Brothers of Color
Lincoln forms diverse group to build community
Cervante Pope | 11/29/2016, 5:30 p.m.
Minority students at Lincoln High School, the most ethnically barren of Portland’s major high school campuses, have banded together to form a club tailored to create and support their own sense of community.
It was around Thanksgiving last year when black and other minority male students at the school started their Brothers of Color organization by reaching out to the less than one percent of African American students and a little over seven percent of Hispanic students enrolled at the downtown, southwest Portland campus.
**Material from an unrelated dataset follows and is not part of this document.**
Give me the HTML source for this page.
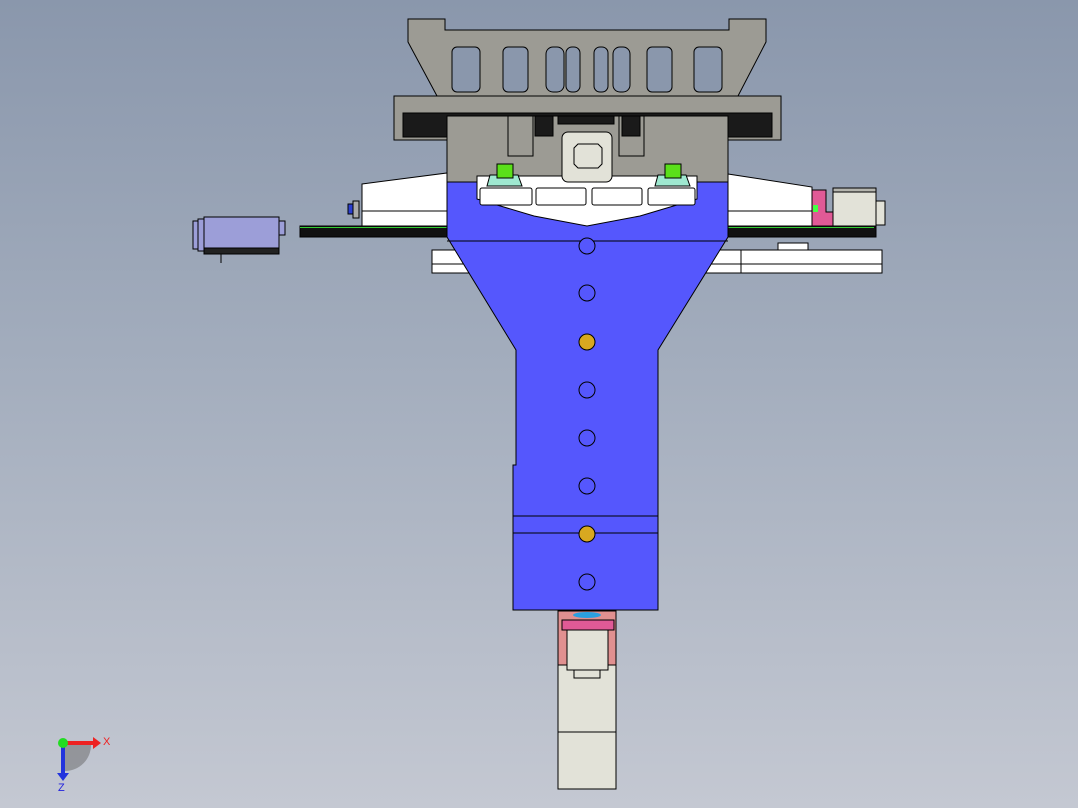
<!DOCTYPE html>
<html><head><meta charset="utf-8"><style>
html,body{margin:0;padding:0;width:1078px;height:808px;overflow:hidden}
body{background:linear-gradient(#8a97ac 0%,#a3adbd 45%,#c4c8d2 100%);font-family:"Liberation Sans",sans-serif}
svg{position:absolute;left:0;top:0}
</style></head><body>
<svg width="1078" height="808" viewBox="0 0 1078 808" stroke="#000" stroke-width="1">
<polygon points="408,19 445,19 445,30 729,30 729,19 766,19 766,42 738,96 437,96 408,42" fill="#9c9b94"/>
<g fill="#8a97ac">
<rect x="452" y="47" width="28" height="45" rx="5"/>
<rect x="503" y="47" width="25" height="45" rx="5"/>
<rect x="546" y="47" width="18" height="45" rx="7"/>
<rect x="566" y="47" width="14" height="45" rx="6"/>
<rect x="594" y="47" width="14" height="45" rx="6"/>
<rect x="613" y="47" width="17" height="45" rx="7"/>
<rect x="647" y="47" width="25" height="45" rx="5"/>
<rect x="694" y="47" width="28" height="45" rx="5"/>
</g>
<rect x="394" y="96" width="387" height="44" fill="#9c9b94"/>
<rect x="403" y="113" width="369" height="24" fill="#1a1a1a"/>
<polygon points="362,184 447,173 447,227 362,227" fill="#fff"/>
<line x1="362" y1="211" x2="447" y2="211"/>
<polygon points="728,174 812,187 812,227 728,227" fill="#fff"/>
<line x1="728" y1="211" x2="812" y2="211"/>
<rect x="300" y="226" width="150" height="11" fill="#111"/>
<line x1="300" y1="227.5" x2="447" y2="227.5" stroke="#3c3"/>
<rect x="725" y="226" width="151" height="11" fill="#111"/>
<line x1="728" y1="227.5" x2="874" y2="227.5" stroke="#3c3"/>
<rect x="348" y="204" width="5" height="10" fill="#2b3fd0"/>
<rect x="353" y="201" width="6" height="17" fill="#aaa"/>
<rect x="432" y="250" width="450" height="14" fill="#fff"/>
<rect x="432" y="264" width="450" height="9" fill="#fff"/>
<line x1="741" y1="250" x2="741" y2="273"/>
<rect x="778" y="243" width="30" height="7" fill="#fff"/>
<polygon points="812,190 826,190 826,212 833,212 833,226 812,226" fill="#e05a96"/>
<rect x="813" y="205" width="5" height="7" fill="#4f4" stroke="none"/>
<rect x="833" y="188" width="43" height="38" fill="#e2e2d8"/>
<rect x="833" y="188" width="43" height="4" fill="#b5b5ae"/>
<rect x="876" y="201" width="9" height="24" fill="#e2e2d8"/>
<rect x="193" y="221" width="10" height="28" fill="#9c9ed8"/>
<rect x="198" y="219" width="10" height="32" fill="#9c9ed8"/>
<rect x="204" y="217" width="75" height="31" fill="#9c9ed8"/>
<rect x="279" y="221" width="6" height="14" fill="#9c9ed8"/>
<rect x="204" y="248" width="75" height="6" fill="#222"/>
<line x1="221" y1="254" x2="221" y2="263"/>
<polygon points="447,170 728,170 728,237 658,350 658,610 513,610 513,465 516,465 516,350 447,237" fill="#5557fd"/>
<rect x="447" y="116" width="281" height="66" fill="#9c9b94"/>
<polygon points="477,176 697,176 697,199 640,216 587,226 534,216 477,199" fill="#fff"/>
<rect x="508" y="116" width="25" height="40" fill="#9c9b94"/>
<rect x="619" y="116" width="25" height="40" fill="#9c9b94"/>
<rect x="535" y="116" width="18" height="20" fill="#1a1a1a"/>
<rect x="622" y="116" width="18" height="20" fill="#1a1a1a"/>
<rect x="558" y="116" width="56" height="8" fill="#1a1a1a"/>
<g fill="#fff"><rect x="480" y="188" width="52" height="17" rx="2"/><rect x="536" y="188" width="50" height="17" rx="2"/><rect x="592" y="188" width="50" height="17" rx="2"/><rect x="648" y="188" width="47" height="17" rx="2"/></g>
<polygon points="490,175 518,175 522,186 487,186" fill="#9fe8d0"/>
<rect x="497" y="164" width="16" height="14" fill="#5ae01a"/>
<polygon points="658,175 686,175 690,186 655,186" fill="#9fe8d0"/>
<rect x="665" y="164" width="16" height="14" fill="#5ae01a"/>
<rect x="562" y="132" width="50" height="50" rx="6" fill="#e2e2d8"/>
<polygon points="578,144 598,144 602,148 602,164 598,168 578,168 574,164 574,148" fill="#e2e2d8"/>
<line x1="447" y1="241" x2="728" y2="241"/>
<line x1="513" y1="516" x2="658" y2="516"/>
<line x1="513" y1="533" x2="658" y2="533"/>
<g fill="#5557fd">
<circle cx="587" cy="246" r="8"/><circle cx="587" cy="293" r="8"/><circle cx="587" cy="390" r="8"/><circle cx="587" cy="438" r="8"/><circle cx="587" cy="486" r="8"/><circle cx="587" cy="582" r="8"/>
</g>
<circle cx="587" cy="342" r="8" fill="#d8a820"/>
<circle cx="587" cy="534" r="8" fill="#d8a820"/>
<rect x="558" y="611" width="58" height="178" fill="#e2e2d8"/>
<line x1="558" y1="732" x2="616" y2="732"/>
<rect x="558" y="611" width="58" height="54" fill="#e09090"/>
<rect x="562" y="620" width="52" height="10" fill="#e05a96"/>
<rect x="567" y="630" width="41" height="40" fill="#e2e2d8"/>
<rect x="574" y="670" width="26" height="8" fill="#e2e2d8"/>
<ellipse cx="587" cy="615" rx="14" ry="3" fill="#2aa0e0" stroke="none"/>
<path d="M65,745 L91,745 A26,26 0 0 1 65,771 Z" fill="#666" stroke="none" opacity="0.5"/>
<rect x="61" y="743" width="4" height="32" fill="#2233dd" stroke="none"/>
<polygon points="57,773 69,773 63,781" fill="#2233dd" stroke="none"/>
<rect x="63" y="741" width="30" height="4" fill="#e22" stroke="none"/>
<polygon points="93,737 101,743 93,749" fill="#e22" stroke="none"/>
<circle cx="63" cy="743" r="5" fill="#2d2" stroke="none"/>
<text x="103" y="745" font-size="11" fill="#e22" stroke="none">X</text>
<text x="58" y="791" font-size="11" fill="#22d" stroke="none">Z</text>
</svg>
</body></html>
Lincoln already had a Black Student Union, but the students involved wanted something a bit more specific to their needs. Counselor James McGee heard their words and helped the Brothers of Color group to become a reality.
“What I appreciate most is that within our black and Latino students we are able to build community, that’s so important,” says McGee. “They need to have that place where they can be themselves without anyone judging.”
McGee began his career with the Portland School District at north Portland’s predominately black Jefferson High School, so the stark contrast in diversity across town was fairly jarring to him. As the only counselor of color at Lincoln, minority students flock to him for guidance, advice and influence.
“One of the benefits of the club is that it gives the boys a place to decompress, discuss, and debate when challenging situations occur within our school community, locally, and nationally,” says McGee. “Though the conversations can get heated at times, the boys enter them Brothers of Color and leave them Brothers of Color.”
The club meets a few times a month for discussions, field trips, and social justice and philanthropic endeavors. They’ve attended police reform forums, mayoral debates, and plays that convey racial challenging themes like “All Hands Up.” The participants also work as mentors of young students at King Elementary School in northeast Portland, and they’ll soon begin working with students at West Sylvan Middle School, which is considered a feeder school into Lincoln.
Brothers of Color at Lincoln have even carried racial justice issues forward as members of the school’s football team, taking a knee during the National Anthem at some recent games, aligning with the protests by San Francisco 49ers quarterback Colin Kaepernick.
During a recent discussion, members of the organization opened up about what they deemed as “internalized discrimination,” or the sort of racism and classism that occurs within one particular race.
One student, for example, shared how some don’t believe he’s of a Latino background because his parents “don’t work in a field,” while another spoke on how some black students have tried stripping him of his racial identity by referring to him as “white” due to his good grades.
McGee was able to relate, sharing with them a story of how some of his former colleagues thought of him as a racial “sellout” for working at Lincoln because it’s reputation as a “rich, white school,” similar to the sort of classist bias students have experienced at other schools.
“When the kids say to me that people outside of Lincoln stereotype them, I get it,” McGee says. “Some of them live across the bridge. Some of them live around here and some of them live up in the hills, but whenever they’re in a car with their dark skin and get pulled over, they’re just another black male.”
He describes each of his students as having diverse interests and thoughts,” We try not to fall into the trap of thinking ‘when you see one male of color, you’ve seen them all.’”
An offshoot of Brothers of Color has also developed in the last year for the school’s minority females named Sisters of Color, based on the same guidelines of garnering a safe community at Lincoln.